Jun 13, 2023 | Industrial Accident, Injuries, Uncategorized, Workers Compensation

Home » Will Returning to Child Labor increase Industrial Accidents?

In recent years, several states have made the decision to lower the legal working age for industrial jobs, raising concerns among industrial accident lawyers and safety advocates.

While proponents argue that this change provides young people with valuable work experience and opportunities for economic growth, it is crucial to acknowledge the potential risks and consequences associated with employing younger individuals in physically demanding and hazardous environments.

As O’Fallon, IL industrial accident lawyers we seek to shed light on the anticipated increase in industrial accidents among young workers due to their inexperience, lack of strength, poor reasoning skills, and other factors.

In the past, United States federal child labor laws grew out of an environment in which children worked in agriculture and industry. The lack of understanding about how how children develop mentally, physically and socially meant that they were viewed as small adults. Whereas today’s children are kept out of the workplace in order to attend school, many children in the past became victims of fatal occupational injuries. The worst forms of child labour meant that child workers died performing hazardous work until the advent of restrictions.

According to a recent article regarding this change in child labor laws by NPR: “In states like¬†Iowa, Missouri, Ohio, and Arkansas, newly passed or pending laws allow companies to hire children without work permits and allow children to work longer hours under more dangerous conditions in places like construction sites, meat packing plants, and automobile factories.”

The Dangers of Inexperience and Lack of Training

Industrial work often involves operating heavy machinery, handling hazardous materials, and working in high-risk environments. These supply chain tasks require extensive training, experience, and a deep understanding of safety protocols. Lowering the legal working age means that a significant number of young individuals will enter these workplaces with little to no prior experience or formal training.

Without the necessary knowledge and experience, young workers may lack the ability to identify potential hazards or respond effectively in dangerous situations. Inexperience can lead to a higher likelihood of accidents, injuries, and even fatalities. Industrial accident lawyers foresee a surge in workplace incidents as a result of young workers struggling to navigate the complexities of industrial environments.

Physical Limitations and Lack of Strength

Industrial jobs often demand physical strength and endurance to perform tasks safely and efficiently. Young workers lack the physical development and strength necessary to handle the physical demands of industrial work effectively. Heavy lifting, prolonged periods of standing or repetitive motions can put excessive strain on their developing bodies, making them more susceptible to injuries and accidents.

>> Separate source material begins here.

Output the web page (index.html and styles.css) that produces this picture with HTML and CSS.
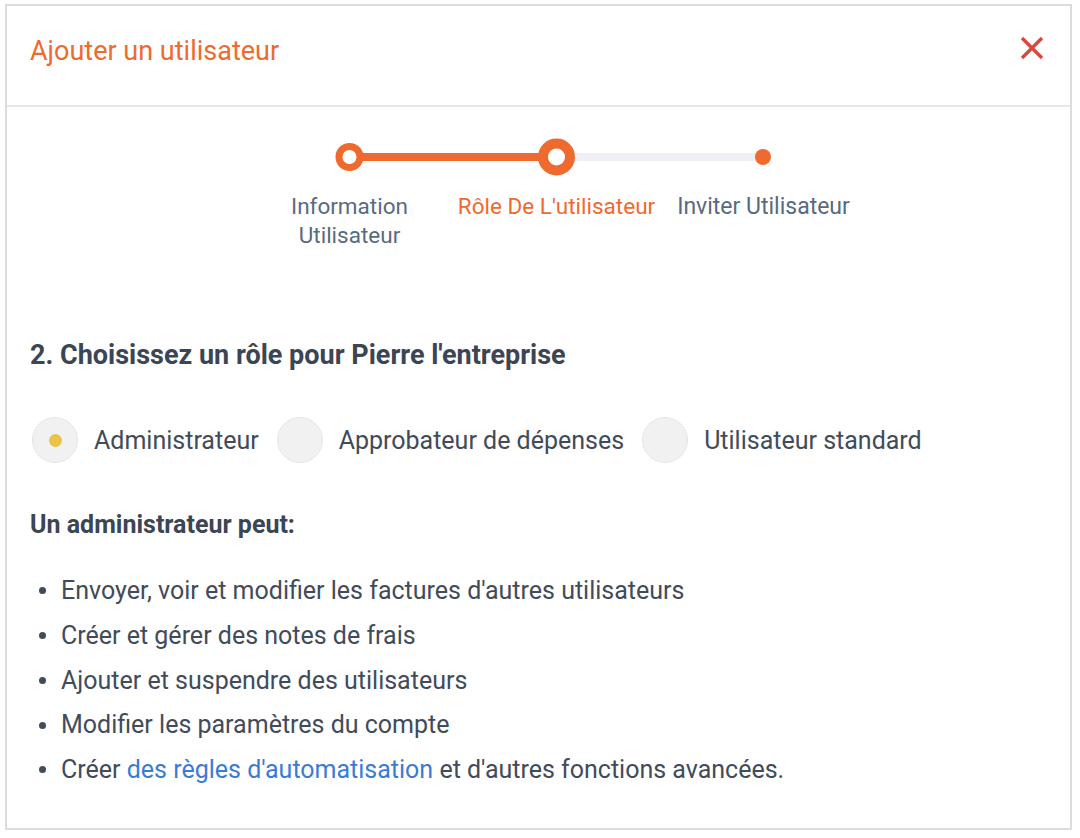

Additionally, the lack of strength and physical maturity may hinder young workers from effectively operating heavy machinery or managing complex equipment. These limitations increase the likelihood of errors and accidents, potentially leading to severe injuries or even fatalities. Industrial accident lawyers express concerns over the well-being of young workers exposed to such demanding physical conditions prematurely.

Poor Reasoning Skills and Decision Making

Industrial work environments often require quick decision-making, critical thinking, and problem-solving abilities. Young individuals, due to their limited life experiences, may have underdeveloped reasoning skills and decision-making capacities. They may struggle to assess risks accurately, anticipate potential dangers, or make sound judgments in stressful situations.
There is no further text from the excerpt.